Jacques Chirac, contrarié, a quitté la réunion où parlait Seillière. Que croyez-vous qu’il arriva ? C’est de Chirac que les médias se sont gaussé. J'aurais honte de citer ce que l’on a pu lire alors sur la supériorité de l’anglais : cherchez sur Google à partir du triplet « seillière anglais bruxelles », vous verrez…

*     *

Derrière la mode de l’anglais se devine de la méchanceté, du mépris envers la population française et, plus particulièrement, envers ceux qui n’ont pas fait de bonnes études : si tu ignores qu’« asset management » est la façon élégante de dire « gestion de fonds », déclare implicitement la Poste à son client, tu n’es qu’un plouc. Des pères et mères de famille respectables, et dont certains sont plus cultivés que les dirigeants de la Poste, sont ainsi rejetés dans les ténèbres.

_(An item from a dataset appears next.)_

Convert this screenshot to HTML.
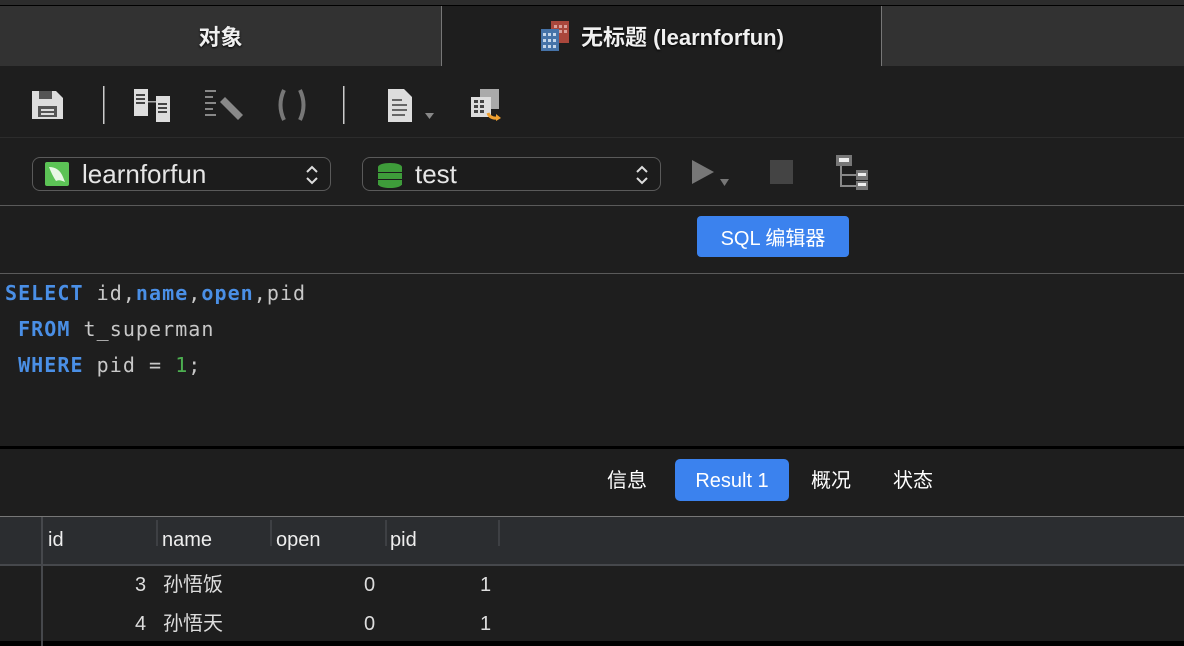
<!DOCTYPE html>
<html><head><meta charset="utf-8"><style>
*{margin:0;padding:0;box-sizing:border-box}
body{width:1184px;height:646px;background:#1e1e1e;position:relative;overflow:hidden;font-family:"Liberation Sans","Noto Sans CJK SC",sans-serif;color:#e8e8e8}
.abs{position:absolute}
.tab{position:absolute;top:6px;height:60px;display:flex;align-items:center;justify-content:center;font-size:22px;font-weight:bold;color:#f0f0f0;text-shadow:0 1px 2px #000}
.code{position:absolute;left:5px;font-family:"DejaVu Sans Mono","Liberation Mono",monospace;font-size:20px;letter-spacing:1.05px;color:#c8c8c8;line-height:24px}
.kw{color:#4a8fe6;font-weight:bold}
.sel{position:absolute;top:157px;height:34px;border:1.5px solid #5a5a5a;border-radius:8px;background:#1c1c1c;font-size:26px;color:#e6e6e6}
.sel span.t{position:absolute;top:0;line-height:33px}
.hd{position:absolute;top:527px;font-size:20px;color:#eee;line-height:26px}
.cs{position:absolute;top:520px;width:2px;height:26px;background:#3e4044}
.cell{position:absolute;font-size:20px;color:#ddd;height:28px;line-height:28px}
.rt{position:absolute;top:459px;height:42px;line-height:45px;font-size:20px;color:#fff}
</style></head><body>
<div class="abs" style="left:0;top:0;width:1184px;height:5px;background:#2c2c2c"></div>
<div class="abs" style="left:0;top:5px;width:1184px;height:1px;background:#000"></div>
<div class="tab" style="left:0;width:441px;background:#323232">对象</div>
<div class="abs" style="left:441px;top:6px;width:1px;height:60px;background:#777"></div>
<div class="tab" style="left:442px;width:439px;background:#1e1e1e">
<svg width="34" height="34" viewBox="0 0 34 34" style="margin-right:8px"><rect x="12" y="2" width="18" height="22" fill="#a9473c"/><g fill="#d9a09a"><rect x="15" y="6" width="3" height="3"/><rect x="20" y="6" width="3" height="3"/><rect x="25" y="6" width="3" height="3"/><rect x="20" y="11" width="3" height="3"/><rect x="25" y="11" width="3" height="3"/></g><rect x="2" y="10" width="18" height="22" fill="#4673a8"/><g fill="#c5d6ea"><rect x="4" y="14" width="3" height="3"/><rect x="9" y="14" width="3" height="3"/><rect x="14" y="14" width="3" height="3"/><rect x="4" y="20" width="3" height="3"/><rect x="9" y="20" width="3" height="3"/><rect x="14" y="20" width="3" height="3"/><rect x="4" y="26" width="3" height="3"/><rect x="9" y="26" width="3" height="3"/><rect x="14" y="26" width="3" height="3"/></g></svg>无标题 (learnforfun)</div>
<div class="abs" style="left:881px;top:6px;width:1px;height:60px;background:#777"></div>
<div class="abs" style="left:882px;top:6px;width:302px;height:60px;background:#323232"></div>
<svg class="abs" style="left:30px;top:85px" width="480" height="42" viewBox="0 0 480 42">
<path d="M2 6h24l7 7v21H2z" fill="#ddd"/><rect x="9" y="6" width="13" height="8" fill="#555"/><rect x="8" y="21" width="19" height="11" fill="#555"/><rect x="11" y="24" width="13" height="2" fill="#ddd"/><rect x="11" y="28" width="13" height="2" fill="#ddd"/>
<rect x="73" y="1" width="1.5" height="38" fill="#ccc"/>
<rect x="104" y="4" width="14" height="27" fill="#ddd"/><rect x="106" y="9" width="9" height="2" fill="#444"/><rect x="106" y="13" width="9" height="2" fill="#444"/><rect x="106" y="17" width="9" height="2" fill="#444"/><rect x="118" y="16" width="8" height="1.5" fill="#aaa"/><rect x="126" y="11" width="14" height="26" fill="#ddd"/><rect x="128" y="18" width="9" height="2" fill="#444"/><rect x="128" y="22" width="9" height="2" fill="#444"/><rect x="128" y="26" width="9" height="2" fill="#444"/>
<g fill="#888"><rect x="175" y="5" width="11" height="2"/><rect x="175" y="11" width="8" height="2"/><rect x="175" y="17" width="11" height="2"/><rect x="175" y="23" width="8" height="2"/><rect x="175" y="29" width="11" height="2"/></g><path d="M190 17l5-5 18 18-5 5z" fill="#888"/>
<path d="M254 5q-7 15 0 30M270 5q7 15 0 30" stroke="#777" stroke-width="4" fill="none"/>
<rect x="313" y="1" width="1.5" height="38" fill="#ccc"/>
<path d="M358 4h16l8 8v25h-24z" fill="#ddd"/><g fill="#666"><rect x="362" y="14" width="10" height="2"/><rect x="362" y="19" width="15" height="2"/><rect x="362" y="24" width="15" height="2"/><rect x="362" y="29" width="13" height="2"/></g><path d="M395 28h9l-4.5 6z" fill="#888"/>
<rect x="450" y="4" width="19" height="20" fill="#aaa"/><rect x="441" y="12" width="20" height="20" fill="#ddd"/><g fill="#444"><rect x="444" y="15" width="4" height="3"/><rect x="450" y="15" width="4" height="3"/><rect x="444" y="20" width="4" height="3"/><rect x="450" y="20" width="4" height="3"/><rect x="444" y="25" width="4" height="3"/><rect x="450" y="25" width="4" height="3"/></g><path d="M458 28q2 6 10 5" stroke="#f0a030" stroke-width="3" fill="none"/><path d="M466 29l5 4-5 3z" fill="#f0a030"/>
</svg>
<div class="abs" style="left:0;top:137px;width:1184px;height:1px;background:#2c2c2c"></div>
<div class="sel" style="left:32px;width:299px"><div class="abs" style="left:12px;top:4px;width:24px;height:24px;background:#5cc356;border-radius:2px"></div><svg class="abs" style="left:14px;top:6px" width="20" height="20"><path d="M2 3q10 0 14 10l2 5q-6-3-9-1q-4-6-7-14z" fill="#e8f7e6"/></svg><span class="t" style="left:49px">learnforfun</span><svg class="abs" style="left:272px;top:6px" width="14" height="22"><path d="M2 8l5-5 5 5M2 14l5 5 5-5" stroke="#ddd" stroke-width="2" fill="none"/></svg></div>
<div class="sel" style="left:362px;width:299px"><svg class="abs" style="left:14px;top:4px" width="26" height="26"><g fill="#3e9c3a"><ellipse cx="13" cy="5" rx="12" ry="4"/><rect x="1" y="5" width="24" height="5"/><rect x="1" y="11" width="24" height="6"/><rect x="1" y="18" width="24" height="5"/><ellipse cx="13" cy="22" rx="12" ry="4"/></g></svg><span class="t" style="left:52px">test</span><svg class="abs" style="left:272px;top:6px" width="14" height="22"><path d="M2 8l5-5 5 5M2 14l5 5 5-5" stroke="#ddd" stroke-width="2" fill="none"/></svg></div>
<svg class="abs" style="left:690px;top:155px" width="190" height="40"><path d="M2 5l22 12-22 12z" fill="#777"/><path d="M30 24h9l-4.5 7z" fill="#777"/><rect x="80" y="5" width="23" height="24" fill="#444"/><rect x="146" y="0" width="16" height="11" fill="#777"/><rect x="149" y="3" width="10" height="4" fill="#eee"/><path d="M151 11v20h16M151 20h16" stroke="#888" stroke-width="2" fill="none"/><rect x="166" y="15" width="12" height="10" fill="#777"/><rect x="168" y="18" width="8" height="3" fill="#eee"/><rect x="166" y="26" width="12" height="9" fill="#777"/><rect x="168" y="28" width="8" height="3" fill="#eee"/></svg>
<div class="abs" style="left:0;top:205px;width:1184px;height:1px;background:#5a5a5a"></div>
<div class="abs" style="left:697px;top:216px;width:152px;height:41px;background:#3b82ee;border-radius:4px;color:#fff;font-size:20px;text-align:center;line-height:46px">SQL 编辑器</div>
<div class="abs" style="left:0;top:273px;width:1184px;height:1px;background:#5a5a5a"></div>
<div class="code" style="top:281px"><span class="kw">SELECT</span> id,<span class="kw">name</span>,<span class="kw">open</span>,pid</div>
<div class="code" style="top:317px">&nbsp;<span class="kw">FROM</span> t_superman</div>
<div class="code" style="top:353px">&nbsp;<span class="kw">WHERE</span> pid = <span style="color:#4caf50">1</span>;</div>
<div class="abs" style="left:0;top:446px;width:1184px;height:3px;background:#000"></div>
<div class="rt" style="left:607px">信息</div>
<div class="rt" style="left:675px;width:114px;background:#3b82ee;border-radius:5px;text-align:center">Result 1</div>
<div class="rt" style="left:811px">概况</div>
<div class="rt" style="left:893px">状态</div>
<div class="abs" style="left:0;top:516px;width:1184px;height:1px;background:#777"></div>
<div class="abs" style="left:0;top:517px;width:1184px;height:47px;background:#2b2d30"></div>
<div class="abs" style="left:0;top:564px;width:1184px;height:2px;background:#46484c"></div>
<div class="abs" style="left:41px;top:517px;width:2px;height:129px;background:#46484c"></div>
<div class="cs" style="left:156px"></div><div class="cs" style="left:270px"></div><div class="cs" style="left:385px"></div><div class="cs" style="left:498px"></div>
<div class="hd" style="left:48px">id</div><div class="hd" style="left:162px">name</div><div class="hd" style="left:276px">open</div><div class="hd" style="left:390px">pid</div>
<div class="cell" style="left:135px;top:571px">3</div><div class="cell" style="left:163px;top:571px">孙悟饭</div><div class="cell" style="left:364px;top:571px">0</div><div class="cell" style="left:480px;top:571px">1</div>
<div class="cell" style="left:135px;top:610px">4</div><div class="cell" style="left:163px;top:610px">孙悟天</div><div class="cell" style="left:364px;top:610px">0</div><div class="cell" style="left:480px;top:610px">1</div>
<div class="abs" style="left:0;top:641px;width:1184px;height:5px;background:#000"></div>
<div class="abs" style="left:41px;top:641px;width:2px;height:5px;background:#46484c"></div>
</body></html>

Il se trouve que beaucoup de Français ignorent l’anglais alors qu'ils ne sont ni ignares, ni incultes. Soit ils ne l’ont jamais appris, soit ils ont oublié le peu qu’ils en avaient (mal) appris. Je connais d’excellents ingénieurs, de grands informaticiens, qui sont incapables de lire un texte en anglais. C’est dommage pour eux ? Certes, et je me demande comment ils ont pu se qualifier dans un métier où l’essentiel de la documentation professionnelle est en anglais : mais ils existent.  

Plus nombreux encore sont ceux qui prétendent connaître l’anglais mais le comprennent de travers. S’adresser à eux en anglais, c’est se rendre complice du parler flou, de la lecture superficielle, de l’interprétation subjective, de tout ce que résume la phrase « peu importe ce que vous avez voulu dire, seules comptent les images que votre propos éveille en moi ».

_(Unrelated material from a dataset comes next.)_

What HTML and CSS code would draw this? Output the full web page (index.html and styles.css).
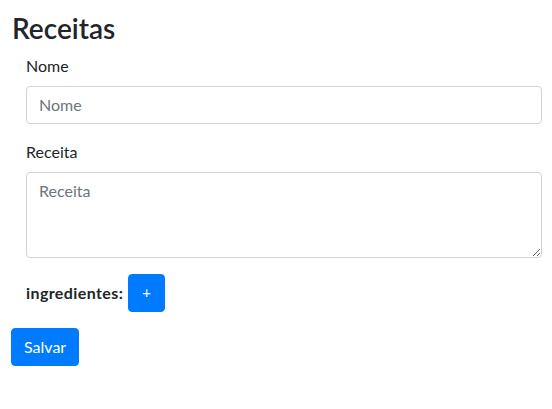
FILE: index.html
```html
<!DOCTYPE html>
<html lang="pt">
<head>
<meta charset="utf-8">
<title>Receitas</title>
<link rel="stylesheet" href="styles.css">
</head>
<body>
<div class="page">
  <h3 class="title">Receitas</h3>
  <form class="form">
    <div class="group">
      <label class="label" for="nome">Nome</label>
      <input class="control" id="nome" type="text" placeholder="Nome">
    </div>
    <div class="group">
      <label class="label" for="receita">Receita</label>
      <textarea class="control area" id="receita" rows="3" placeholder="Receita"></textarea>
    </div>
    <div class="group ingr">
      <b class="ingr-label">ingredientes:</b>
      <button type="button" class="btn btn-add">+</button>
    </div>
    <button type="submit" class="btn">Salvar</button>
  </form>
</div>
</body>
</html>
```
FILE: styles.css
```css
* { box-sizing: border-box; }
html, body { margin: 0; padding: 0; background: #fff; }
body {
  font-family: Lato, "Segoe UI", "Liberation Sans", sans-serif;
  font-size: 16px;
  line-height: 1.5;
  color: #212529;
}
.page { padding: 12px 10px 0 11px; }
.title {
  margin: 0 0 8px 0;
  font-size: 28px;
  font-weight: 600;
  line-height: 1.2;
  padding-left: 1px;
}
.form { display: block; }
.group { margin: 0 0 16px 15px; }
.label { display: inline-block; margin-bottom: 8px; }
.control {
  display: block;
  width: 100%;
  height: 38px;
  padding: 6px 12px;
  font-family: inherit;
  font-size: 16px;
  line-height: 1.5;
  color: #495057;
  background: #fff;
  border: 1px solid #ced4da;
  border-radius: 4px;
  margin: 0;
}
.control::placeholder { color: #6c757d; opacity: 1; }
.area { height: 86px; resize: vertical; }
.ingr { display: flex; align-items: center; gap: 5px; }
.ingr-label { font-weight: 700; letter-spacing: 0.4px; }
.btn {
  display: inline-block;
  font-family: inherit;
  font-size: 16px;
  line-height: 1.5;
  padding: 6px 12px;
  color: #fff;
  background: #007bff;
  border: 1px solid #007bff;
  border-radius: 4px;
  margin: 0;
}
.btn-add { width: 37px; height: 38px; padding: 6px 0; text-align: center; font-size: 15px; }
```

J’ai participé à des réunions où, j’ai pu le vérifier, la plupart des participants faisaient semblant de comprendre ce que disait l’orateur. Ce qui se dégrade ainsi, ce n’est pas seulement la langue : c’est la communication et, à travers elle, la qualité de la pensée.

*     *

Je n’idéalise ni la France, ni sa langue. Mais comme tout autre pays, comme toute autre langue, ce pays et cette langue-là méritent le respect. Qu’un pays trahisse sa langue, c’est une perte non seulement pour lui mais pour l’humanité entière.

Que tant de Français se comportent en traîtres – non seulement envers leur langue, mais envers leur propre personne dont la langue est une composante – c’est un signe de cette haine de soi, plus précisément de cette haine envers l’humanité que l’on porte en soi, dont les racines historiques et philosophiques sont trop évidentes.

Pour combattre ces traîtres le ridicule est une arme efficace. Rions de ceux qui énoncent des anglicismes. Accolons à cette mode les adjectifs « vulgaire » et  « médiocre » qui la qualifient exactement. Détournons-nous des entreprises françaises, des produits français qui s’affublent de noms anglais. Repoussons le parler flou que les anglicismes favorisent. Exigeons la précision et la clarté.

Et par respect envers la langue anglaise, refusons de parler le pidgin européen. Perfectionnons notre anglais non pour faire chic, ni pour impressionner ceux qui le parlent mal, mais pour comprendre ce que veulent dire nos interlocuteurs anglophones et nous faire comprendre d’eux.  

*     *

Certains prétendent que tout ira mieux lorsque tout le monde, en Europe, parlera l’anglais. Ils ne veulent pas voir que cette évolution se paierait par l’exclusion de ceux qui ne maîtrisent pas cette langue et qui seront toujours nombreux ; puis par la perte de la précision, de la richesse du langage, car on s’exprime moins bien dans une langue étrangère que dans sa langue maternelle ; enfin par la détérioration de l’anglais lui-même, avachi au niveau d’un pidgin international (de ce point de vue l’usage de l’espéranto serait un moindre mal).

Apprendre à comprendre plusieurs langues étrangères est plus facile que d’apprendre à parler une seule d’entre elles. La solution, pour l’Europe, consiste à savoir comprendre plusieurs langues de telle sorte que chacun puisse s’exprimer dans sa propre langue. Pour les langues rares et difficiles, on pourra toujours faire appel à des interprètes.